Nov 18, 2013, 6:00 AM EDT
Pose the following question — What was the biggest reason the Nationals underperformed this season? — and you’d probably get various forms of the same answer: They didn’t hit enough.
Which leads to obvious questions about the possibility of upgrading the lineup this winter in hopes of fielding a more offensively productive group in 2014.
But do the Nationals actually need to make changes to their lineup? It should be noted that all eight regulars are already signed or under team control, so any addition would have to also include a subtraction of some type.
Truth be told, the eight guys who filled out Davey Johnson’s regular lineup during the second half of the 2013 season were productive enough to win. And should Matt Williams be given the same eight guys in 2014, there’s ample reason to believe they’ll not only be productive enough but should be even better.
Though it’s easy (and not necessarily incorrect) to say the Nationals didn’t hit enough this year, their regular lineup actually did. When healthy and on the field.
Using the stat OPS+, which normalizes a player’s on-base-plus-slugging-percentages for ballparks, six of the Nats’ eight regulars were above-average hitters while the other two were just a tick below average.
An OPS+ of 100 is considered the league average. Every point up or down from there is one percentage point above or below average. So, Jayson Werth (with an OPS+ of 154) was 54 percent better than league average this year. Bryce Harper (133), Ryan Zimmerman (121), Ian Desmond (114), Wilson Ramos (111) and Adam LaRoche (102) all rated above average as well. Yes, even LaRoche, despite a major drop-off from his fantastic 2012, still rated slightly better than average in 2013.

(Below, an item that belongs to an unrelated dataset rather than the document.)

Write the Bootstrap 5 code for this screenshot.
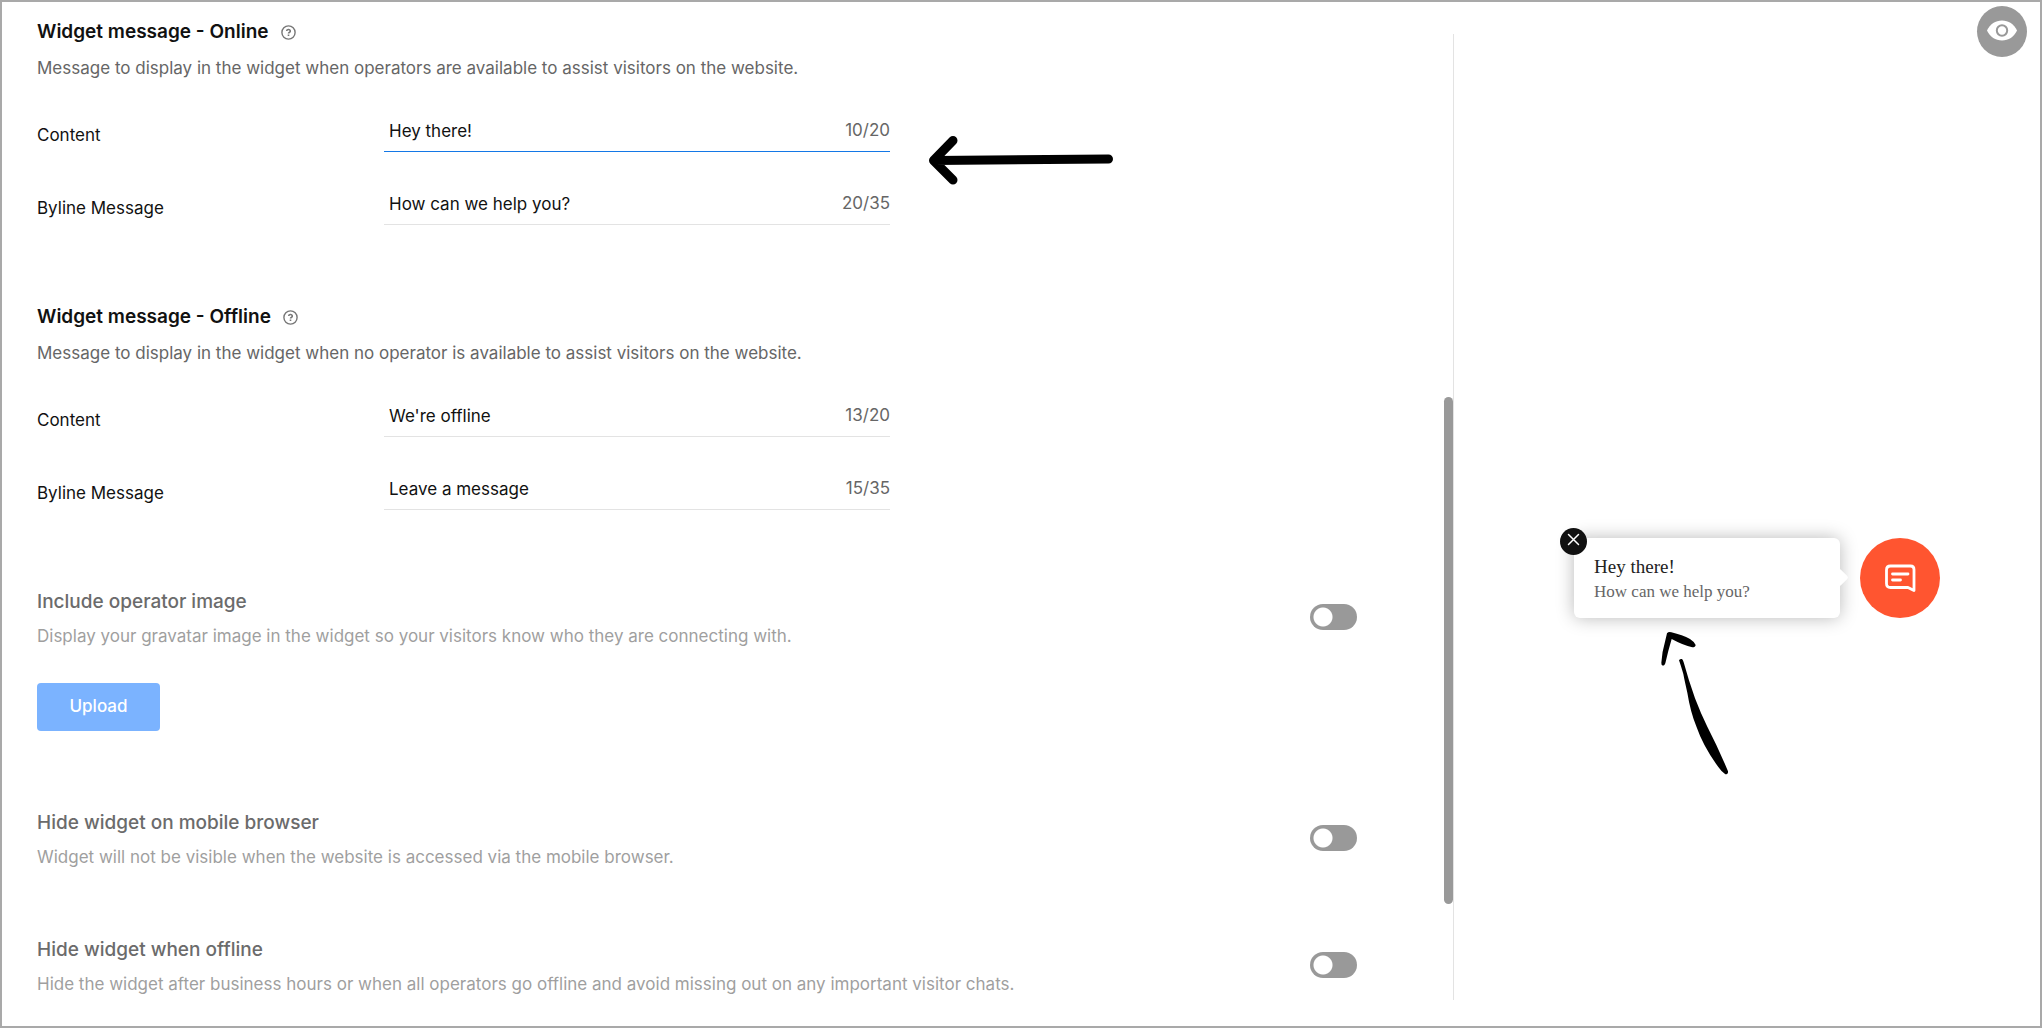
<!DOCTYPE html>
<html lang="en">
<head>
<meta charset="utf-8">
<meta name="viewport" content="width=device-width, initial-scale=1">
<title>Widget settings</title>
<link href="https://cdn.jsdelivr.net/npm/bootstrap@5.3.0/dist/css/bootstrap.min.css" rel="stylesheet">
<style>
body { font-family: Inter, "Liberation Sans", sans-serif; font-size: 17px; line-height: 24px; color: #111; background: #fff; }
.app-frame { min-height: 100vh; border: 2px solid #a9a9a9; }
.settings-pane { flex: 0 0 71.2%; padding: 18px 96px 24px 35px; }
.preview-pane { padding: 4px 13px; }
.pane-divider { width: 1px; margin: 32px 0 26px; background: #e3e3e3; }
.scroll-thumb { top: 395px; right: 0; width: 9px; height: 507px; border-radius: 5px; background: #999; }
.section-title { gap: 12px; font-size: 19px; line-height: 24px; font-weight: 600; }
.section-note { color: #666; }
.muted-title { color: #6b6b6b; font-weight: 500; font-size: 19px; line-height: 24px; }
.muted-note { color: #9f9f9f; }
.field-group { gap: 33px; margin-top: 32px; }
.field-label { flex: 0 0 347px; padding-top: 11px; }
.field-box { max-width: 506px; height: 40px; border-bottom: 1px solid #e3e3e3; }
.field-box.is-active { border-bottom-color: #1478e6; }
.field-box input { padding: 7px 5px 8px; line-height: 24px; font-size: 17px; color: #111; outline: 0; }
.field-count { padding-top: 6px; color: #666; }
.block-gap { margin-top: 80px; }
.block-gap-sm { margin-top: 69px; }
.title-gap { margin-bottom: 12px; }
.muted-gap { margin-bottom: 10px; }
.form-switch .form-check-input { width: 47px; height: 26px; margin: 14px 0 0; border: 0; border-radius: 13px; background: radial-gradient(circle at 13px 13px, #fff 9px, #999 10px); box-shadow: none; }
.upload-btn { width: 123px; height: 48px; margin-top: 35px; padding: 0; border: 0; border-radius: 4px; background: #7bb3ff; color: #fff; font-size: 17px; font-weight: 500; }
.eye-btn { width: 50px; height: 51px; background: #999; }
.widget-row { margin: 481px 87px 0 107px; gap: 20px; }
.bubble { height: 80px; padding: 16px 20px; border-radius: 6px; box-shadow: 0 0 18px rgba(0,0,0,.28); font-family: "Liberation Serif", serif; font-size: 17px; line-height: 25px; background: #fff; }
.bubble::after { content: ""; position: absolute; right: -6px; top: 33px; width: 13px; height: 13px; border-radius: 2px; background: #fff; transform: rotate(45deg); }
.bubble-title { font-size: 19px; color: #222; }
.bubble-byline { color: #666; }
.close-btn { left: -14px; top: -10px; width: 27px; height: 27px; background: #111; }
.chat-btn { flex: 0 0 80px; height: 80px; background: #ff5530; }
.arrow-left { left: 925px; top: 132px; }
.arrow-up { left: 1648px; top: 618px; }
</style>
</head>
<body>
<div class="app-frame d-flex position-relative">
  <main class="settings-pane position-relative">
    <section>
      <h2 class="section-title title-gap d-flex align-items-center">Widget message - Online
        <svg width="15" height="15" viewBox="0 0 15 15" fill="none" stroke="#777" stroke-width="1.4"><circle cx="7.500" cy="7.500" r="6.600"/><path d="M5.700 6.100a1.800 1.600 0 1 1 2.600 1.400c-.6.300-.8.500-.8 1.100" stroke-width="1.600"/><path d="M7.500 9.500v1.500" stroke-width="1.600"/></svg></h2>
      <p class="section-note mb-0">Message to display in the widget when operators are available to assist visitors on the website.</p>
      <div class="field-group d-flex flex-column">
        <div class="d-flex"><label class="field-label" for="on-content">Content</label>
          <div class="field-box is-active d-flex flex-grow-1"><input id="on-content" class="flex-grow-1 border-0 bg-transparent" type="text" value="Hey there!"><span class="field-count">10/20</span></div></div>
        <div class="d-flex"><label class="field-label" for="on-byline">Byline Message</label>
          <div class="field-box d-flex flex-grow-1"><input id="on-byline" class="flex-grow-1 border-0 bg-transparent" type="text" value="How can we help you?"><span class="field-count">20/35</span></div></div>
      </div>
    </section>
    <section class="block-gap">
      <h2 class="section-title title-gap d-flex align-items-center">Widget message - Offline
        <svg width="15" height="15" viewBox="0 0 15 15" fill="none" stroke="#777" stroke-width="1.4"><circle cx="7.500" cy="7.500" r="6.600"/><path d="M5.700 6.100a1.800 1.600 0 1 1 2.600 1.400c-.6.300-.8.500-.8 1.100" stroke-width="1.600"/><path d="M7.500 9.500v1.500" stroke-width="1.600"/></svg></h2>
      <p class="section-note mb-0">Message to display in the widget when no operator is available to assist visitors on the website.</p>
      <div class="field-group d-flex flex-column">
        <div class="d-flex"><label class="field-label" for="off-content">Content</label>
          <div class="field-box d-flex flex-grow-1"><input id="off-content" class="flex-grow-1 border-0 bg-transparent" type="text" value="We're offline"><span class="field-count">13/20</span></div></div>
        <div class="d-flex"><label class="field-label" for="off-byline">Byline Message</label>
          <div class="field-box d-flex flex-grow-1"><input id="off-byline" class="flex-grow-1 border-0 bg-transparent" type="text" value="Leave a message"><span class="field-count">15/35</span></div></div>
      </div>
    </section>
    <section class="block-gap">
      <div class="d-flex justify-content-between">
        <label for="sw-image"><span class="muted-title muted-gap d-block">Include operator image</span><span class="muted-note d-block">Display your gravatar image in the widget so your visitors know who they are connecting with.</span></label>
        <div class="form-switch p-0"><input class="form-check-input float-none d-block" type="checkbox" role="switch" id="sw-image"></div>
      </div>
      <button type="button" class="upload-btn btn d-block">Upload</button>
    </section>
    <section class="block-gap d-flex justify-content-between">
      <label for="sw-mobile"><span class="muted-title muted-gap d-block">Hide widget on mobile browser</span><span class="muted-note d-block">Widget will not be visible when the website is accessed via the mobile browser.</span></label>
      <div class="form-switch p-0"><input class="form-check-input float-none d-block" type="checkbox" role="switch" id="sw-mobile"></div>
    </section>
    <section class="block-gap-sm d-flex justify-content-between">
      <label for="sw-offline"><span class="muted-title muted-gap d-block">Hide widget when offline</span><span class="muted-note d-block">Hide the widget after business hours or when all operators go offline and avoid missing out on any important visitor chats.</span></label>
      <div class="form-switch p-0"><input class="form-check-input float-none d-block" type="checkbox" role="switch" id="sw-offline"></div>
    </section>
    <div class="scroll-thumb position-absolute"></div>
  </main>
  <div class="pane-divider"></div>
  <aside class="preview-pane flex-grow-1 d-flex flex-column">
    <button type="button" class="eye-btn border-0 rounded-circle p-0 align-self-end" aria-label="Preview">
      <svg class="d-block" width="50" height="51" viewBox="0 0 50 51"><path d="M10 24.500C13 18 18.500 14.500 25 14.500S37 18 40 24.500C37 31 31.500 34.500 25 34.500S13 31 10 24.500z" fill="#fff"/><circle cx="25" cy="24.500" r="5.200" fill="#fff" stroke="#999" stroke-width="2"/></svg>
    </button>
    <div class="widget-row d-flex">
      <div class="bubble position-relative flex-grow-1">
        <button type="button" class="close-btn position-absolute border-0 rounded-circle p-0" aria-label="Close"><svg class="d-block" width="27" height="27" viewBox="0 0 27 27" stroke="#fff" stroke-width="1.500" stroke-linecap="round"><path d="M8.500 6.500l10 10M18.500 6.500l-10 10"/></svg></button>
        <div class="bubble-title">Hey there!</div>
        <div class="bubble-byline">How can we help you?</div>
      </div>
      <button type="button" class="chat-btn border-0 rounded-circle p-0" aria-label="Open chat">
        <svg class="d-block" width="80" height="80" viewBox="0 0 80 80" fill="none" stroke="#fff" stroke-width="2.800" stroke-linecap="round" stroke-linejoin="round"><path d="M30.500 28h20q3.500 0 3.500 3.500V52.500l-6-3H30.500q-4 0-4-4V32q0-4 4-4z"/><path d="M32.500 36h15.500M32.500 42h8"/></svg>
      </button>
    </div>
  </aside>
  <svg class="arrow-left position-absolute pe-none" width="192" height="54" viewBox="0 0 192 54" fill="none" stroke="#000" stroke-width="9" stroke-linecap="round" stroke-linejoin="round"><path d="M26 6.500L6.500 26.500l19.500 19.500M7 26.500l174.500-1.500"/></svg>
  <svg class="arrow-up position-absolute pe-none" width="90" height="165" viewBox="0 0 270 495"><path d="M51 40Q56 34 64 37Q98 45 120 57Q134 66 137 75Q136 82 127 82Q100 76 65 57Q55 90 46 130Q44 137 39 137Q33 135 34 128Q36 95 45 65Z"/><path d="M87 121Q90 116 96 117Q99 119 101 127Q116 182 135 235Q152 280 172 320Q206 386 234 454Q235 463 226 463Q216 457 205 441Q160 380 140 322Q121 275 112 218Q104 183 100 162Q92 135 87 121Z"/></svg>
</div>
<script src="https://cdn.jsdelivr.net/npm/bootstrap@5.3.0/dist/js/bootstrap.bundle.min.js"></script>
</body>
</html>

Anthony Rendon (99) and Denard Span (94), meanwhile, came up just a bit below average, though hardly by a significant margin.
What to make of this? Well, obviously Werth and Harper were beasts at the plate when healthy. Zimmerman, Desmond and Ramos were all very good. And LaRoche, while sub-par by the career standard he has set for himself, was productive enough to at least function as an average big-league offensive player.
Rendon and Span each struggled at times but each showed flashes of what they can be, and there’s reason to believe each will show marked improvement in 2014. Rendon, because he’ll have his first big-league season under his belt. Span, because he’ll be more comfortable with NL pitching in his second go-around and because he made some key tweaks to his swing and his approach during the season’s second half.
Those eight guys weren’t collectively responsible for the Nationals’ offensive woes in 2013. The guys who came off the bench, however, were.
It’s not unusual for bench players to rate as below-average hitters — that’s why they’re on the bench in the first place — but the Nationals’ reserves were absolute bottom-feeders this season. Nine other players received at least 36 plate appearances in 2013, and not one posted an OPS+ better than 69. That means even the best guys on the Nats’ bench (Steve Lombardozzi and Scott Hairston) were 31 percent worse than league average.
And don’t get started on Danny Espinosa, whose OPS+ sat at a pathetic 27 when he was banished to Class AAA Syracuse in early June, fourth-worst among all NL players with at least 100 plate appearances.
Point is, if the Nationals are hoping to improve offensively in 2014, they may not need to improve their starting lineup. They do, however, desperately need to upgrade their bench. And then hope their starters actually remain in the lineup through the full season.